* _Aim_: Scan the material for the word "React", and copy each line where it shows up.

* _Dataset section_:
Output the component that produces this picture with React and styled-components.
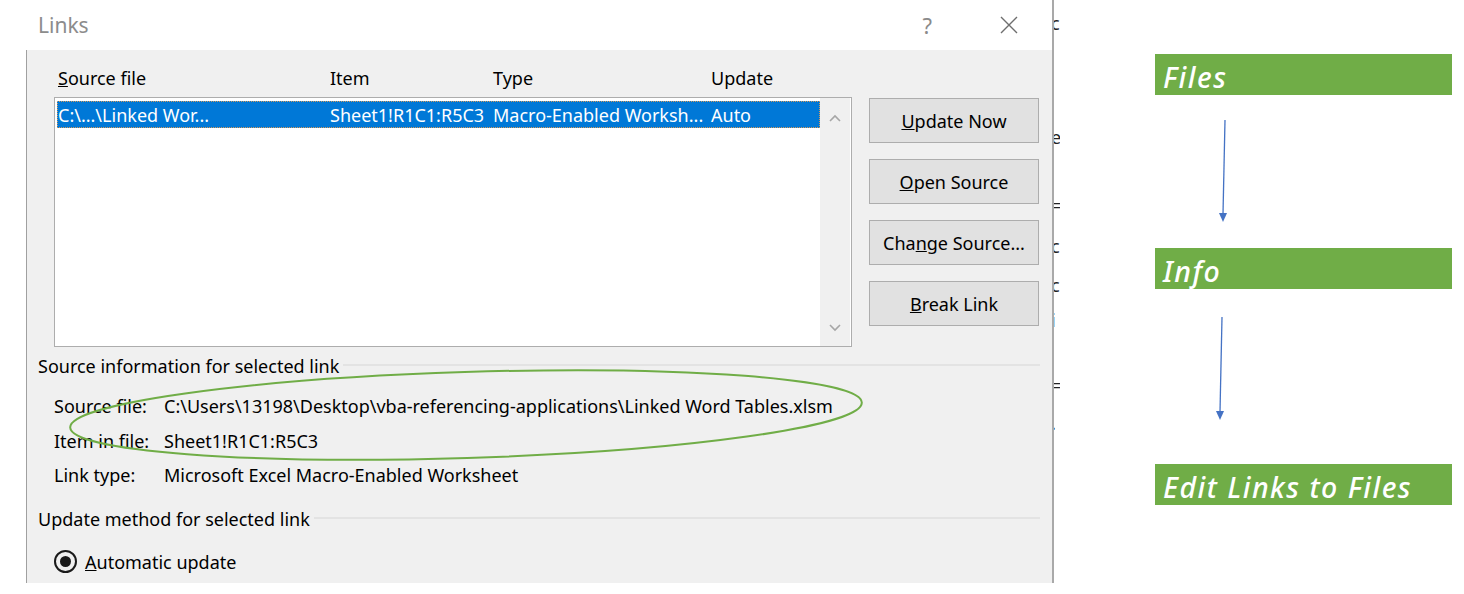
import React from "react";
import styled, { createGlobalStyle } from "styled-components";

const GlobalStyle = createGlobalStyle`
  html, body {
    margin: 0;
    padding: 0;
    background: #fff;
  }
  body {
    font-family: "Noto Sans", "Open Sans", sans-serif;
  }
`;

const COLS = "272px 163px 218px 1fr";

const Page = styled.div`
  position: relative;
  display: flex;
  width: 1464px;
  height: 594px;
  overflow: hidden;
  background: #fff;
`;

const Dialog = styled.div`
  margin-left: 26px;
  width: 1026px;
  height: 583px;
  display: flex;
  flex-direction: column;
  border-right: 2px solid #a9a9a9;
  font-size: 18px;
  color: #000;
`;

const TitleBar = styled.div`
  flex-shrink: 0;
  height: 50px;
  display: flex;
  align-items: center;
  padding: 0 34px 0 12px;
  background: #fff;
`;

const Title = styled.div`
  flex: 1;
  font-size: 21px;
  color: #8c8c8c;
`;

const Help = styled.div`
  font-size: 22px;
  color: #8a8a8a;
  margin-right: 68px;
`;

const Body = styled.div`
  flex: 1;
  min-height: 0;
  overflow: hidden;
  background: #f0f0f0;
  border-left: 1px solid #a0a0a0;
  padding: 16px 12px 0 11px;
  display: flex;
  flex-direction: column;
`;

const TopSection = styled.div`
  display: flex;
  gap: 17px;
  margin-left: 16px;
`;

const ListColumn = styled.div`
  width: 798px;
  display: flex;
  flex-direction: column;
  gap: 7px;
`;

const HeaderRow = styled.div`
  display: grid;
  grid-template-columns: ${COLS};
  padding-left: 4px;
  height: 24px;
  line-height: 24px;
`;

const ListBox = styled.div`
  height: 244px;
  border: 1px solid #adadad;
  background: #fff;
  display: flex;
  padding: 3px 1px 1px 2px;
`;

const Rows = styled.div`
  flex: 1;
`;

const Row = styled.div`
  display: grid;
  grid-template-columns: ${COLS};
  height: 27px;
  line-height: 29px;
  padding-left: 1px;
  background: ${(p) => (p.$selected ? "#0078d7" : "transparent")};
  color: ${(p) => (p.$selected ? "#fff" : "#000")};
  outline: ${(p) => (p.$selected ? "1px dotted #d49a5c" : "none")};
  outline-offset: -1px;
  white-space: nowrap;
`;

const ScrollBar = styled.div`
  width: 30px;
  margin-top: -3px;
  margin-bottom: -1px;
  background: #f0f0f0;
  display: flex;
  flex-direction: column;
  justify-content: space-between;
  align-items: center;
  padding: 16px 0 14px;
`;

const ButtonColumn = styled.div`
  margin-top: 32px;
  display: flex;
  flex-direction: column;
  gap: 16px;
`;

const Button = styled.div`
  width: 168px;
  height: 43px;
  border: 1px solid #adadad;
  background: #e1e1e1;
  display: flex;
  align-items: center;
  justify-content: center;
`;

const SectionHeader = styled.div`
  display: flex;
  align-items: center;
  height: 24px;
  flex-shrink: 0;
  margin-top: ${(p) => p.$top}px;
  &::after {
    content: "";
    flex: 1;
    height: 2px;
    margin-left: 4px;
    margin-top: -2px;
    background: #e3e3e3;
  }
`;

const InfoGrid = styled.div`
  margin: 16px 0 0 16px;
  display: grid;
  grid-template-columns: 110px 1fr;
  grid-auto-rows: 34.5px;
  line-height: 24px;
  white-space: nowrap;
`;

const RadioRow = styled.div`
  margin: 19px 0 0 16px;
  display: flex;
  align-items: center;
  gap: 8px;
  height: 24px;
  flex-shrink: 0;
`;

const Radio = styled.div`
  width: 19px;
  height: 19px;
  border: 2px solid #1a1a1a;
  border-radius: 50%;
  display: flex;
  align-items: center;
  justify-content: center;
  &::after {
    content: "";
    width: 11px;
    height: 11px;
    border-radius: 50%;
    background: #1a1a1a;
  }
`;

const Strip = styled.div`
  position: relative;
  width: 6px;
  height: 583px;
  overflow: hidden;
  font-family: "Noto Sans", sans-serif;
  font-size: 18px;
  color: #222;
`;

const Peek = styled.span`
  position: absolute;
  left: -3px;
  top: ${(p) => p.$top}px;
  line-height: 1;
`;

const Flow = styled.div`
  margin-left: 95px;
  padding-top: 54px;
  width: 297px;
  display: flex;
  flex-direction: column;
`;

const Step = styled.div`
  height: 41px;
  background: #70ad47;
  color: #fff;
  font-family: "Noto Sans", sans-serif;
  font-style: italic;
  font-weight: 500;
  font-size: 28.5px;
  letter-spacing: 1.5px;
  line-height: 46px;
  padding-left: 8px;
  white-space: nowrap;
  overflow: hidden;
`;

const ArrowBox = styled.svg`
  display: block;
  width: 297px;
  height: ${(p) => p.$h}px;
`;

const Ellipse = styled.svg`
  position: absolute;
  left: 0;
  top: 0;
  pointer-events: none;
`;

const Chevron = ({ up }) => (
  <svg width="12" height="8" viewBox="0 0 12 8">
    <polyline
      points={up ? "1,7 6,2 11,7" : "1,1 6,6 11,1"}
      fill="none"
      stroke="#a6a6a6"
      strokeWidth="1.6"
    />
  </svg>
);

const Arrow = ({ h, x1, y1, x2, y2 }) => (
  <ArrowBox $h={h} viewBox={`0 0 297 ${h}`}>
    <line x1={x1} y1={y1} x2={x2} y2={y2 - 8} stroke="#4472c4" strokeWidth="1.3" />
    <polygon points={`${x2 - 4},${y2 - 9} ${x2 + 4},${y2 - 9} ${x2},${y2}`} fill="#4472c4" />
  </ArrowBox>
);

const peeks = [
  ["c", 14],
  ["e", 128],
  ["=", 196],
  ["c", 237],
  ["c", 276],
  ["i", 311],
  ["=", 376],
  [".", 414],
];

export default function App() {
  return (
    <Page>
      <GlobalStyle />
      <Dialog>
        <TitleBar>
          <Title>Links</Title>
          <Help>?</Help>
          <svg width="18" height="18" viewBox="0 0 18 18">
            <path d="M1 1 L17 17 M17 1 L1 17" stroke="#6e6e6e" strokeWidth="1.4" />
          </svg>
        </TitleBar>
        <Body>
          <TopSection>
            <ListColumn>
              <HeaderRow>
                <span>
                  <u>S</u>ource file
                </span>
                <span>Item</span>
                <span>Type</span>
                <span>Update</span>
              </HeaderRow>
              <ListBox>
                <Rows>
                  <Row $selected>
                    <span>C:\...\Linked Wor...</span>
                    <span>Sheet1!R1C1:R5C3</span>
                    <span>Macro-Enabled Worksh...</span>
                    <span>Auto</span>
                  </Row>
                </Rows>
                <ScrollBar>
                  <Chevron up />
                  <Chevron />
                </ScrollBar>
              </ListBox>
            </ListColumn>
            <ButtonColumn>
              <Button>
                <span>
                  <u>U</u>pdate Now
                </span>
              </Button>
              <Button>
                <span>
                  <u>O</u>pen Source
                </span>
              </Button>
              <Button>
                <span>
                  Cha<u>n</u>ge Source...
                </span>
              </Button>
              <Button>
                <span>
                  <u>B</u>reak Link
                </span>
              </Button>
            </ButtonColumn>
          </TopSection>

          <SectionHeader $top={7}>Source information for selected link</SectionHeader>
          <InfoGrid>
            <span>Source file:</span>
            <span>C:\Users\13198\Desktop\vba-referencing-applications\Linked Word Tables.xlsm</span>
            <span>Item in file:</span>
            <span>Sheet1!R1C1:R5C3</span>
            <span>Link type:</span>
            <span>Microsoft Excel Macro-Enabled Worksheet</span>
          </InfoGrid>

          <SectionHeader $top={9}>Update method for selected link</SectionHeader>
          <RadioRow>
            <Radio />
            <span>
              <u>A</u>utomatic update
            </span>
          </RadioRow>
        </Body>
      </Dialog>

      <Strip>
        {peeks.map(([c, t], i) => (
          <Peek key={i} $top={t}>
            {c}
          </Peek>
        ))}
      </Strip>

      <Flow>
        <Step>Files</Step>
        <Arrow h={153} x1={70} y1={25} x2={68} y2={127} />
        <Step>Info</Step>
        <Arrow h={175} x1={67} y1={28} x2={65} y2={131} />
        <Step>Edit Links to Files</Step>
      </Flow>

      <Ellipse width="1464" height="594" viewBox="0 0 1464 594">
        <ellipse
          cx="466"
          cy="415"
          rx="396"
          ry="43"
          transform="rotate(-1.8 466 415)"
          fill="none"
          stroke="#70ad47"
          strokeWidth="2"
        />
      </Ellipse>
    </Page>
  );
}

* _Task result_:
Output the component that produces this picture with React and styled-components.
import React from "react";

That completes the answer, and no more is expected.